Though a solid homage to Doyle and Holmes, THE DISAPPEARANCE OF SHERLOCK HOLMES never quite grips the audience as one would expect with Holmes missing and apparently a prisoner of a devious enemy. Instead, the reader sees an insightful look at the late Victorian era on both sides of the Atlantic and the ho hum of another case as related by Watson. Though the candid insight by Elsie, Holmes, and others adds depth, this tribute is more for the Baker Street crowd revering along with Larry Millet one of the notables.

Harriet Klausner

Rating: 3 stars
Summary: Action-packed Holmes
Review: When Sherlock Holmes's beautiful love interest vanishes, Holmes and Watson are quick to investigate. What they find, however, is that they have been targeted by a ruthless plot to make them appear to be the kidnappers--and murderers. In a chase that takes them from London to New York and on to Chicago, Holmes and Watson battle to find the edge that will let them pull ahead of the plotters and rescue Elsie Cubitt before she suffers the 'fate worse than death.'

Author Larry Millett has done his historical research and documents it in richly strewn footnotes. His accounts of city geography, turn of the (19/20th) century urban politics, and train travel all ring true. While the historical details ring true, the adventure itself has a bit of a hollow feel. It is difficult to imagine any criminal organization going to the troubles that Holmes's enemies go here. Surely it would have been easier to kill Holmes and Cubitt, if that was the goal, and then ruin their reputation later. Instead, they spend incredible amounts of money and energy for a pointless revenge.

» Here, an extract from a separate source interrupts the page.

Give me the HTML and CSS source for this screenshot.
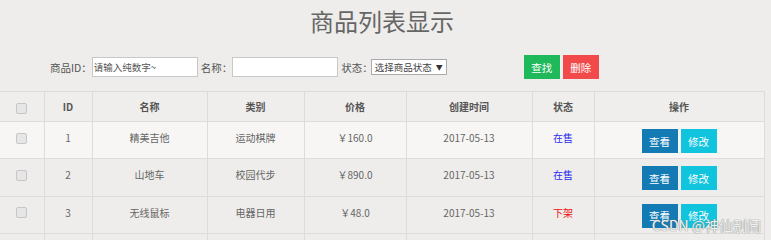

Fans of the Holmes oeuvre may not recognize the Sherlock presented by Millett. Instead of cerebral, this Holmes is physical and impulsive. Watson, in contrast, was presented sympathetically with, I think, a properly balanced sense of loyalty and dogged determination. Doyle's Watson was never stupid--just an everyman like all of us who could not hope to do more than bask in Holmes's brilliance. So too, Millett's Watson is a man of action and integrity with solid if unexceptional intelligence.